**Recorded information**
** BEGIN **

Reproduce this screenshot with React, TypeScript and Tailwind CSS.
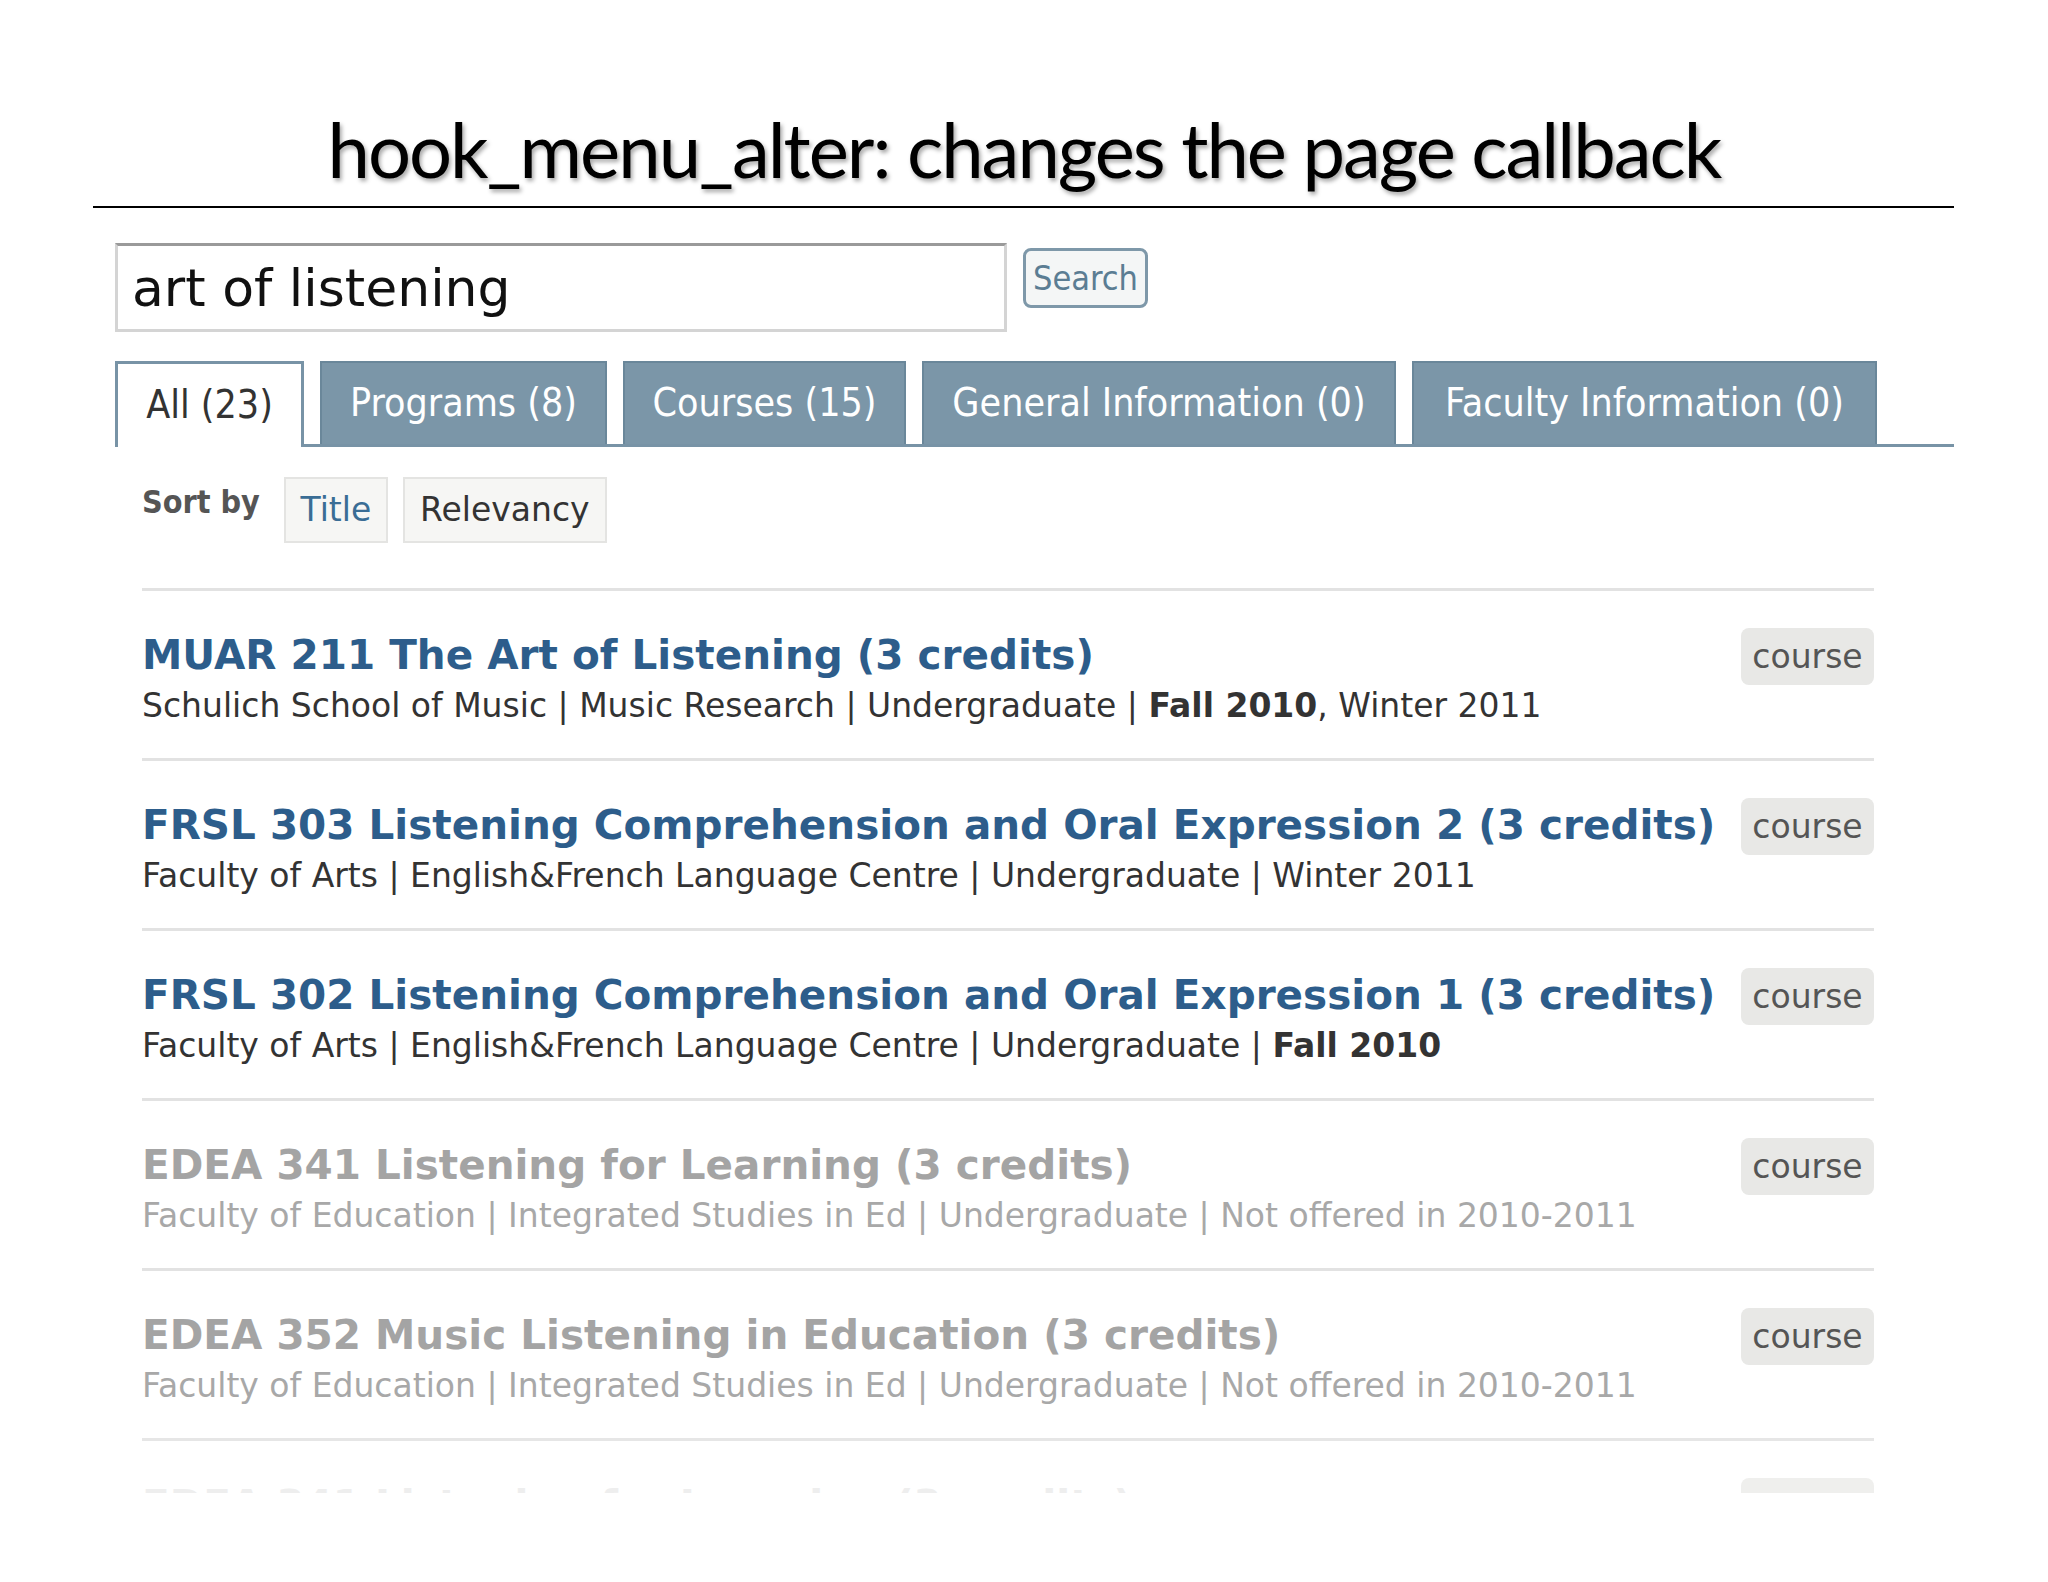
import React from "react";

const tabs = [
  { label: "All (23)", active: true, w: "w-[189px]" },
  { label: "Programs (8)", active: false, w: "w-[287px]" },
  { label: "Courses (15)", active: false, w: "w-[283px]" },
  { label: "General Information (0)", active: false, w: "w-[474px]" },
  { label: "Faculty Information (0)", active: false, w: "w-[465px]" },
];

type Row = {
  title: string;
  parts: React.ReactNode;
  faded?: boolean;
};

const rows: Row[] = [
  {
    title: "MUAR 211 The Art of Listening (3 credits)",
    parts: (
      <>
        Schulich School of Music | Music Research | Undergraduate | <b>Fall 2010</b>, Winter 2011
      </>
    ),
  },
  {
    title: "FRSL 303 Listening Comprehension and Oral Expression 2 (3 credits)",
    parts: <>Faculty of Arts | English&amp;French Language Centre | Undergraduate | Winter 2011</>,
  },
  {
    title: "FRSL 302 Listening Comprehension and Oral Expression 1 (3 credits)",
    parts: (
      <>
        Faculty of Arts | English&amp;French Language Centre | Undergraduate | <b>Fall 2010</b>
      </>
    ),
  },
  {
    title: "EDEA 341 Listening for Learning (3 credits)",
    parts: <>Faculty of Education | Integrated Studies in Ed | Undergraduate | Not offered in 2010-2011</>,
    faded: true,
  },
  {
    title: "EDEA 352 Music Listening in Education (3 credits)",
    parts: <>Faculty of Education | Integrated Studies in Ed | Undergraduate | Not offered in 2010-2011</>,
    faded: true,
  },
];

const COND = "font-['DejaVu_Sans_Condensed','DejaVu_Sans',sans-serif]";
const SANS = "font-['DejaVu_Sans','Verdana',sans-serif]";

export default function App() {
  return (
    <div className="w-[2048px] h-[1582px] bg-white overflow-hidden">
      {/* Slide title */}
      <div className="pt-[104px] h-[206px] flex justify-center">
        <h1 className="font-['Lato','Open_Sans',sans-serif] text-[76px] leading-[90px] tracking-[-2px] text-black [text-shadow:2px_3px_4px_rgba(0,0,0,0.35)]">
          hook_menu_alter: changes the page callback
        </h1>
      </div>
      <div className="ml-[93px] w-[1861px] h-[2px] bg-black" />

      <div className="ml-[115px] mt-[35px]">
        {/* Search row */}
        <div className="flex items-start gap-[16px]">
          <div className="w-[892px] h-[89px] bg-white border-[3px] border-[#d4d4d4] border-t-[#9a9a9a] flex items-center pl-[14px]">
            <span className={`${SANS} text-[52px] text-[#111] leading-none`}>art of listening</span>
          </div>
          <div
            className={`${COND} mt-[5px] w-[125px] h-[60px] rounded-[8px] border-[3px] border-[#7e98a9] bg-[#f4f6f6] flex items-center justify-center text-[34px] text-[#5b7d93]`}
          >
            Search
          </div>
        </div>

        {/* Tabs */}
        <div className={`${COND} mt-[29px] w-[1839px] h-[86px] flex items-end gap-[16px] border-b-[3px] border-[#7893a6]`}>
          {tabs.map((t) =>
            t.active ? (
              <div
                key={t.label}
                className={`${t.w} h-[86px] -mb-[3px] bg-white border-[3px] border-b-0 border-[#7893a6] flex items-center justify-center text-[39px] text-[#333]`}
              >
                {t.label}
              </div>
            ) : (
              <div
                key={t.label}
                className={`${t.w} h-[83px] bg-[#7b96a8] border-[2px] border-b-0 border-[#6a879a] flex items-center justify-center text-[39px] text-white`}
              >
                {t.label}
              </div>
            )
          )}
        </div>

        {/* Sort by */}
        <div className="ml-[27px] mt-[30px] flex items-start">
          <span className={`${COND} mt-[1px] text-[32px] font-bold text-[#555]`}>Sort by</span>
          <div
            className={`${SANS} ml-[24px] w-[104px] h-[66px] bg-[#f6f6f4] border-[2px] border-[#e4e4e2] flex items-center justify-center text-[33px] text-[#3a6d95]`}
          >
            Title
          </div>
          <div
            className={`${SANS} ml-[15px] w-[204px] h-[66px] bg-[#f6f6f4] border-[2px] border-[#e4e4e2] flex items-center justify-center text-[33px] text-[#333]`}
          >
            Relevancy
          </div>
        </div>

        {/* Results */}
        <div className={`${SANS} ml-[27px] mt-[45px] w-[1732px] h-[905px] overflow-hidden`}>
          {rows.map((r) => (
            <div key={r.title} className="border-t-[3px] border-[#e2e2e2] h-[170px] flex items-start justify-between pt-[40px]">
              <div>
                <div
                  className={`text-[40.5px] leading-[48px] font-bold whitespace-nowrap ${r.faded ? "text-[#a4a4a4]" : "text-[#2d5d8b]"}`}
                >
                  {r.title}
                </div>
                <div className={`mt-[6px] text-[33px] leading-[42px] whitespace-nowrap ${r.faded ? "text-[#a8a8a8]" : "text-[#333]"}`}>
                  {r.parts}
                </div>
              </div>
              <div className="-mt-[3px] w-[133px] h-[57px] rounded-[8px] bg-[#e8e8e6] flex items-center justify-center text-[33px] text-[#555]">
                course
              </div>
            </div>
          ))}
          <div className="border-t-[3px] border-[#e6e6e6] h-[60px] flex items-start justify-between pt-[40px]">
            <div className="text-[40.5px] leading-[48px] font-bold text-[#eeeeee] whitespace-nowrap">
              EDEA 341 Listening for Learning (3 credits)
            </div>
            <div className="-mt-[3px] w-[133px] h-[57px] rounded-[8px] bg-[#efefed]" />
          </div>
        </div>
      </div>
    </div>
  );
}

** END **

**What you need to do**
Transcribe the opening line of the listing above, please, and every line after it through the line with "import React from", word for word, without pictures.

**Exercise result**
Reproduce this screenshot with React, TypeScript and Tailwind CSS.
import React from "react";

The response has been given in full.